Mais ce n'est rien en comparaison de la levée de boucliers chez les principaux rabbins du courant sioniste religieux, au moins aussi opposés au contenu de ces réformes que les rabbins ultra-orthodoxes. Sauf que ce n'est pas pour les mêmes raisons. Pour des personnalités comme le Rav Haïm Druckman, qui cosigne avec une quinzaine de rabbins une lettre ouverte publiée le 1er décembre, "Le gouvernement est en train de préparer des lois qui mettent en péril l'essence de l'Etat et changent son identité" et dénoncent une tentative de faire de l'Etat d'Israël l'Etat de tous ses citoyens. Et ils appellent à une première manifestation la semaine prochaine à Tel Aviv.
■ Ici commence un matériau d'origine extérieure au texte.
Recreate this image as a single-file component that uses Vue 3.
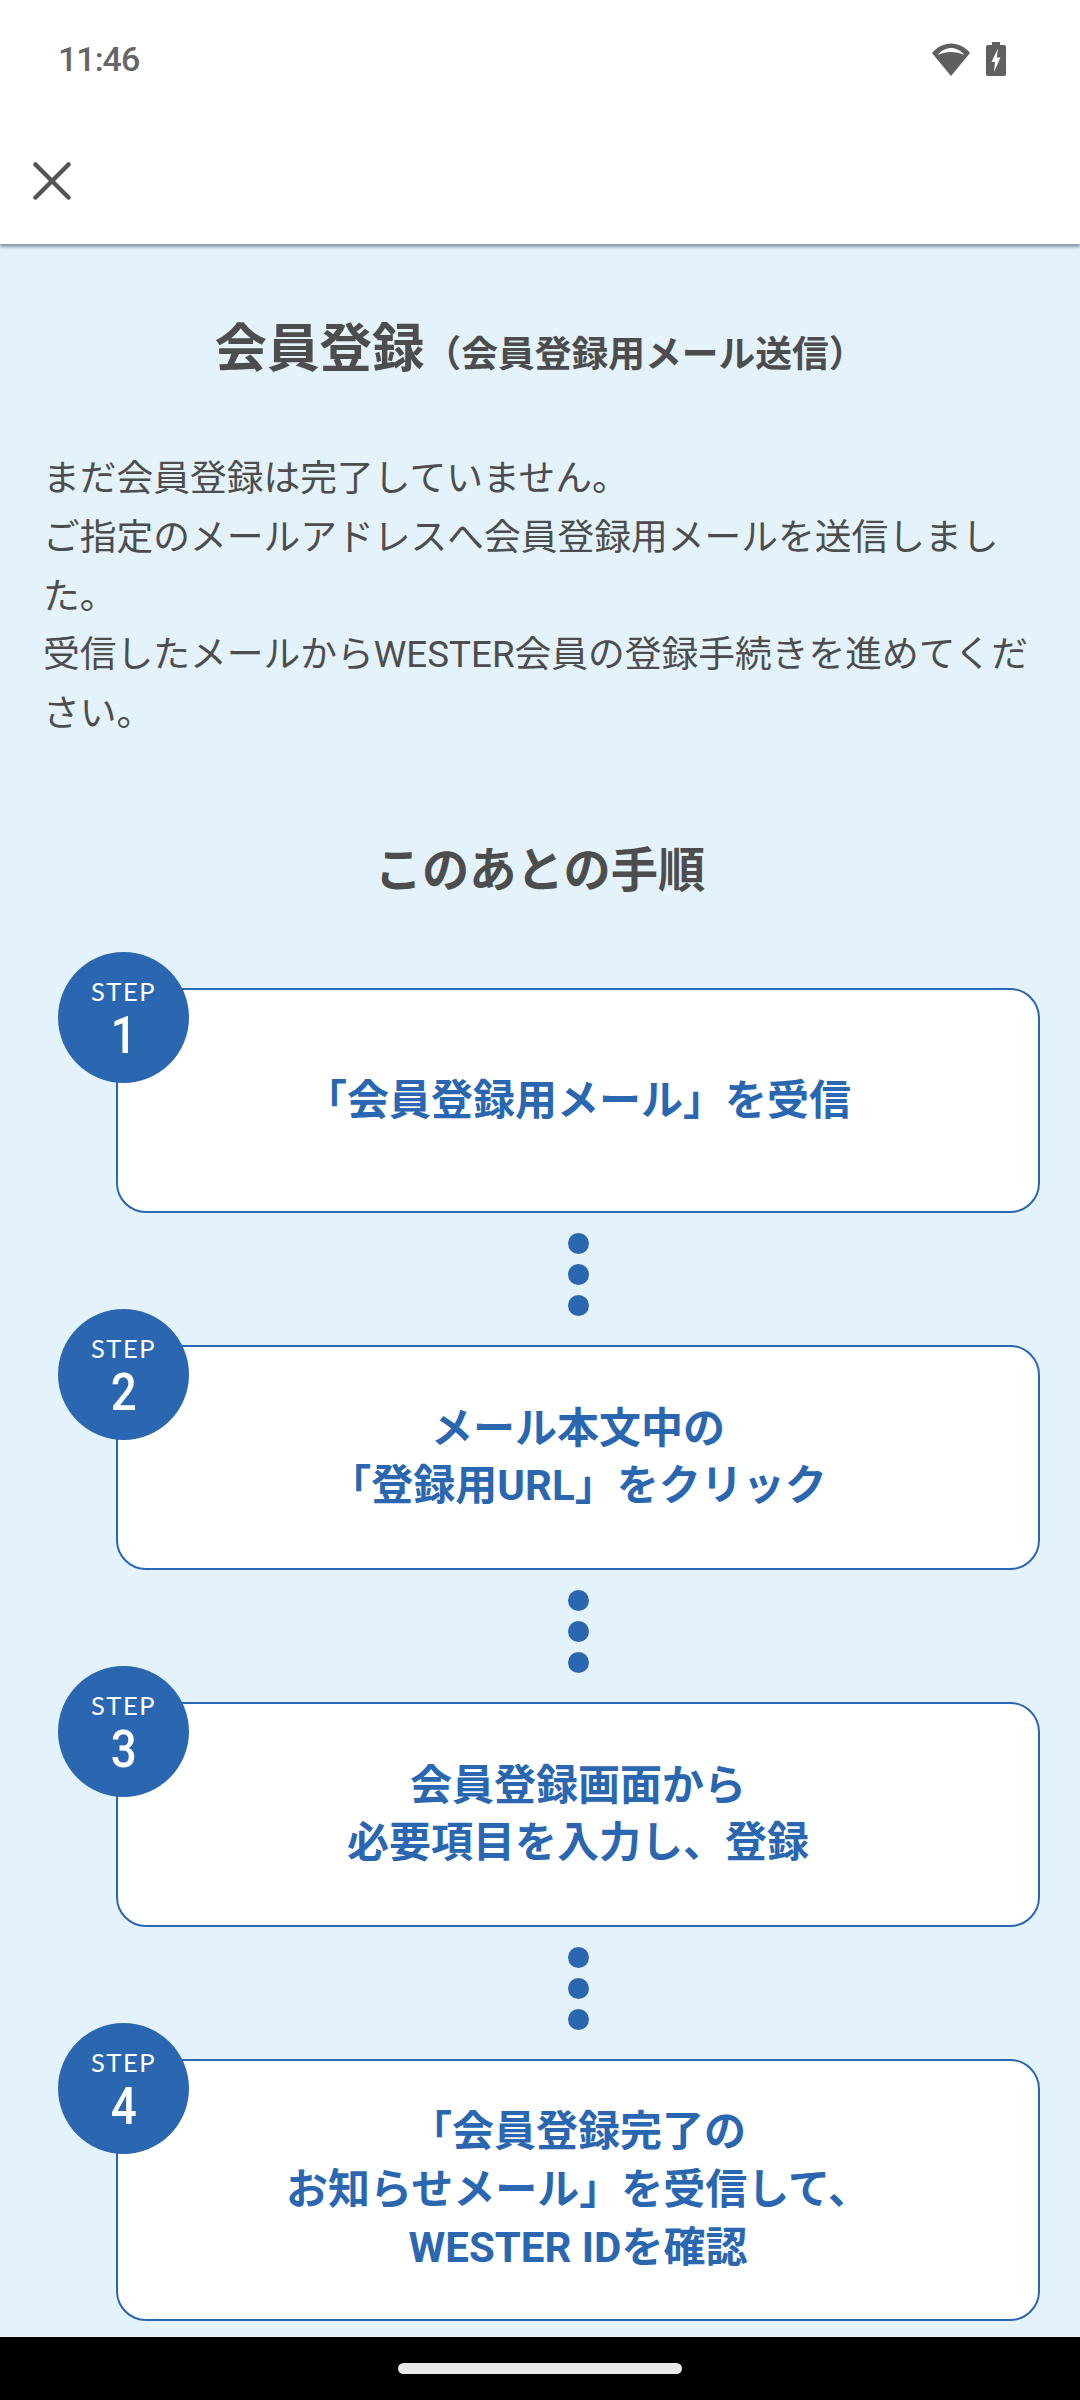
<script setup>
const steps = [
  { n: 1, lines: ['「会員登録用メール」を受信'] },
  { n: 2, lines: ['メール本文中の', '「登録用URL」をクリック'] },
  { n: 3, lines: ['会員登録画面から', '必要項目を入力し、登録'] },
  { n: 4, lines: ['「会員登録完了の', 'お知らせメール」を受信して、', 'WESTER IDを確認'], tall: true }
]
</script>

<template>
  <div class="screen">
    <div class="status">
      <span class="time">11:46</span>
      <div class="status-icons">
        <svg width="38" height="33" viewBox="0 0 38 33">
          <path d="M19 33 L0 10 C5 4 12 0.500 19 0.500 C26 0.500 33 4 38 10 Z" fill="#5f5f5f"/>
          <path d="M5.500 12 C10 7 14.500 5 19 5 C23.500 5 28 7 32.500 12 C28 10 23.500 9 19 9 C14.500 9 10 10 5.500 12 Z" fill="#fff"/>
        </svg>
        <svg width="20" height="34" viewBox="0 0 20 34">
          <path d="M6 0 H14 V3 H18 Q20 3 20 5 V32 Q20 34 18 34 H2 Q0 34 0 32 V5 Q0 3 2 3 H6 Z" fill="#5f5f5f"/>
          <path d="M12 6.500 L5.500 20 H9 L8 30 L14.500 15.500 H10.800 Z" fill="#fff"/>
        </svg>
      </div>
    </div>
    <header class="toolbar">
      <svg class="close" width="38" height="38" viewBox="0 0 38 38">
        <path d="M2.500 2.500 L35.500 35.500 M35.500 2.500 L2.500 35.500" stroke="#555" stroke-width="4.500" stroke-linecap="round" fill="none"/>
      </svg>
    </header>
    <main class="content">
      <h1 class="title">会員登録<small>（会員登録用メール送信）</small></h1>
      <p class="lead">まだ会員登録は完了していません。<br>ご指定のメールアドレスへ会員登録用メールを送信しました。<br>受信したメールからWESTER会員の登録手続きを進めてください。</p>
      <h2 class="sub">このあとの手順</h2>
      <ol class="steps">
        <template v-for="(s, i) in steps" :key="s.n">
          <li class="step" :class="{ tall: s.tall }">
            <div class="badge">
              <span class="badge-label">STEP</span>
              <span class="badge-num">{{ s.n }}</span>
            </div>
            <div class="card">
              <div>
                <div v-for="l in s.lines" :key="l">{{ l }}</div>
              </div>
            </div>
          </li>
          <li v-if="i < steps.length - 1" class="dots"><i></i><i></i><i></i></li>
        </template>
      </ol>
    </main>
    <div class="navbar"><span class="pill"></span></div>
  </div>
</template>

<style>
html, body { margin: 0; padding: 0; background: #e3f2fb; }
</style>

<style scoped>
.screen {
  width: 1080px;
  height: 2400px;
  display: flex;
  flex-direction: column;
  overflow: hidden;
  font-family: Roboto, "Noto Sans CJK JP", sans-serif;
  color: #4d4d4d;
  background: #e3f2fb;
}
.status {
  height: 118px;
  flex: none;
  background: #fff;
  display: flex;
  justify-content: space-between;
  align-items: center;
  padding: 0 71px 0 58px;
  position: relative;
  z-index: 1;
}
.time { font-size: 34px; font-weight: 500; color: #666; letter-spacing: -1px; }
.status-icons { display: flex; align-items: center; gap: 16px; margin-right: 3px; }
.toolbar {
  height: 126px;
  flex: none;
  background: #fff;
  display: flex;
  align-items: center;
  padding-left: 33px;
  box-shadow: 0 3px 3px rgba(60, 80, 100, 0.55);
  position: relative;
}
.close { margin-top: -1px; }
.content { flex: 1; min-height: 0; overflow: hidden; }
.title {
  margin: 0;
  padding-top: 67px;
  font-size: 52.500px;
  line-height: 76px;
  font-weight: 700;
  text-align: center;
}
.title small { font-size: 36.750px; font-weight: 700; }
.lead {
  margin: 57px 46px 0 43px;
  font-size: 36.750px;
  line-height: 58.800px;
}
.sub {
  margin: 94px 0 0;
  font-size: 47.250px;
  line-height: 66px;
  font-weight: 700;
  text-align: center;
}
.steps { list-style: none; margin: 48px 0 0; padding: 0 40px 0 58px; }
.step { position: relative; padding: 36px 0 0 58px; }
.badge {
  position: absolute;
  left: 0;
  top: 0;
  width: 131px;
  height: 131px;
  border-radius: 50%;
  background: #2b67b0;
  color: #fff;
  display: flex;
  flex-direction: column;
  align-items: center;
  font-family: Lato, sans-serif;
}
.badge-label { font-size: 25.500px; line-height: 28px; margin-top: 25px; letter-spacing: 1.500px; }
.badge-num {
  font-family: Roboto, sans-serif;
  font-weight: 500;
  font-size: 52px;
  line-height: 54px;
  margin-top: 4px;
  transform: scaleX(0.88);
}
.card {
  height: 225px;
  box-sizing: border-box;
  border: 2px solid #2b67b0;
  border-radius: 30px;
  background: #fff;
  color: #2b67b0;
  font-size: 42px;
  line-height: 57.750px;
  font-weight: 700;
  text-align: center;
  display: flex;
  align-items: center;
  justify-content: center;
}
.tall .card { height: 262px; }
.dots {
  display: flex;
  flex-direction: column;
  align-items: center;
  gap: 10px;
  padding: 20px 0 0 58px;
  box-sizing: border-box;
  margin-bottom: -36px;
  height: 132px;
}
.dots i { width: 21px; height: 21px; border-radius: 50%; background: #2b67b0; display: block; }
.navbar {
  height: 63px;
  flex: none;
  background: #000;
  display: flex;
  justify-content: center;
  align-items: center;
}
.pill { width: 284px; height: 11px; border-radius: 6px; background: #e8e8e8; }
</style>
Et c'est le cœur du débat : celui de l'opposition entre deux conceptions, celle de l'Etat d'Israël comme l'Etat nation du peuple juif et celle de l'Etat de tous ses citoyens, autrement dit égalité absolue de tous les citoyens, sans considération d'identité nationale ou religieuse. Sur le plan religieux, ces rabbins craignent une sécularisation du pays, qui passerait notamment par l'autorisation des transports publics le Shabbat, mais aussi un judaïsme pluraliste qui donnerait une place et une légitimité institutionnelles aux courants réformés et libéraux. Sur le plan national, c'est l'effacement du caractère juif en tant que nation au profit d'une nation à la française par exemple, qui effraie le courant sioniste religieux, qui y voit justement un abandon du sionisme.
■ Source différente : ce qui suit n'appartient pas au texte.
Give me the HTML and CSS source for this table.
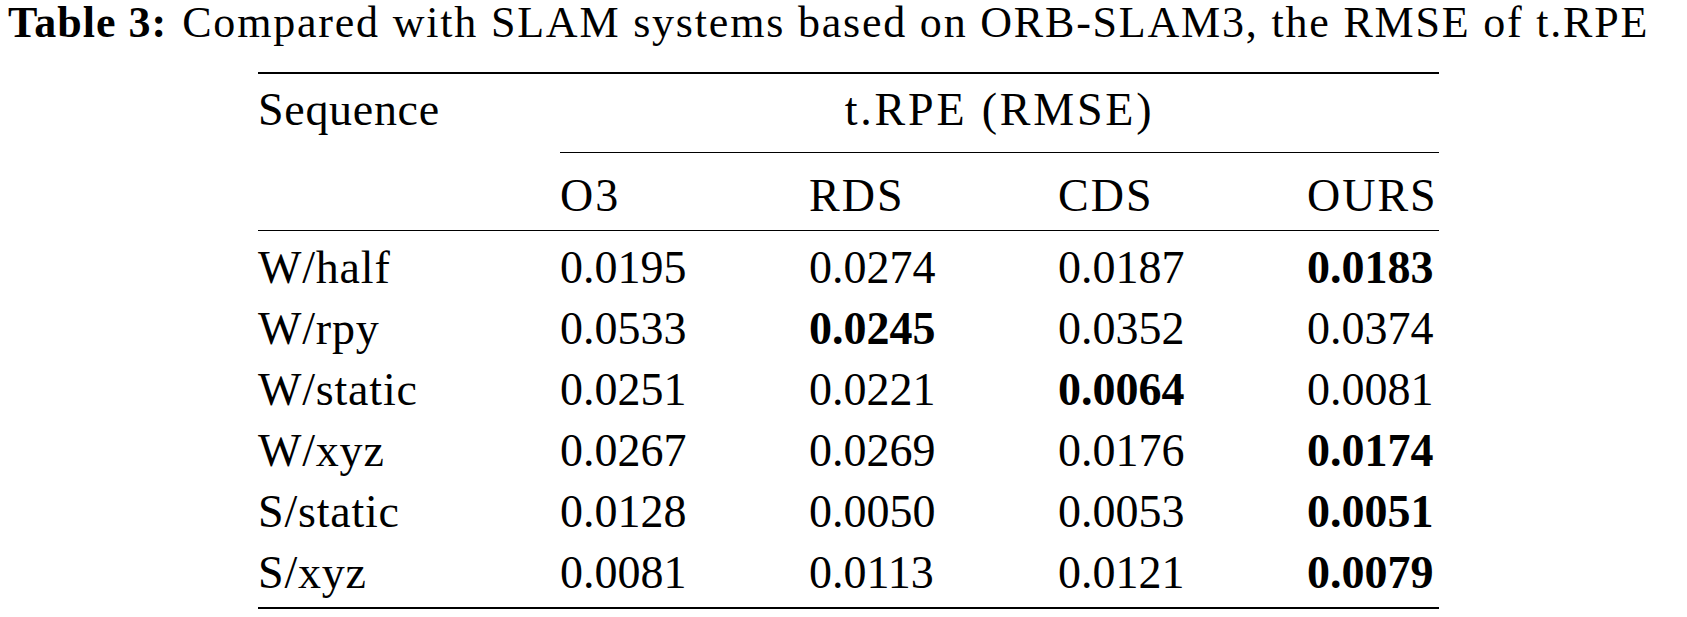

Seulement le courant sioniste religieux est lui-même traversé par des questionnements, liés à l'évolution de la société israélienne et ses réalités concrètes, comme la place des femmes, les droits des LGBT, le statut de centaines de milliers de olim de l'ex-URSS qui ne sont pas reconnus comme juifs, pour ne citer que quelques-uns des enjeux sociétaux israéliens. Le parti Yamina de Naftali Bennett est issu du courant sioniste religieux, comme le parti Sionisme Religieux, qui lui est passé dans l'opposition. Et le parti du Premier ministre doit composer avec les autres formations de la coalition, qui poussent à des réformes plus drastiques. Où finit la modernisation indispensable de certains systèmes dépassés et où commence la dénaturation de l'idéologie sioniste ? C'est toute la question. Et la réponse est loin d'être simple.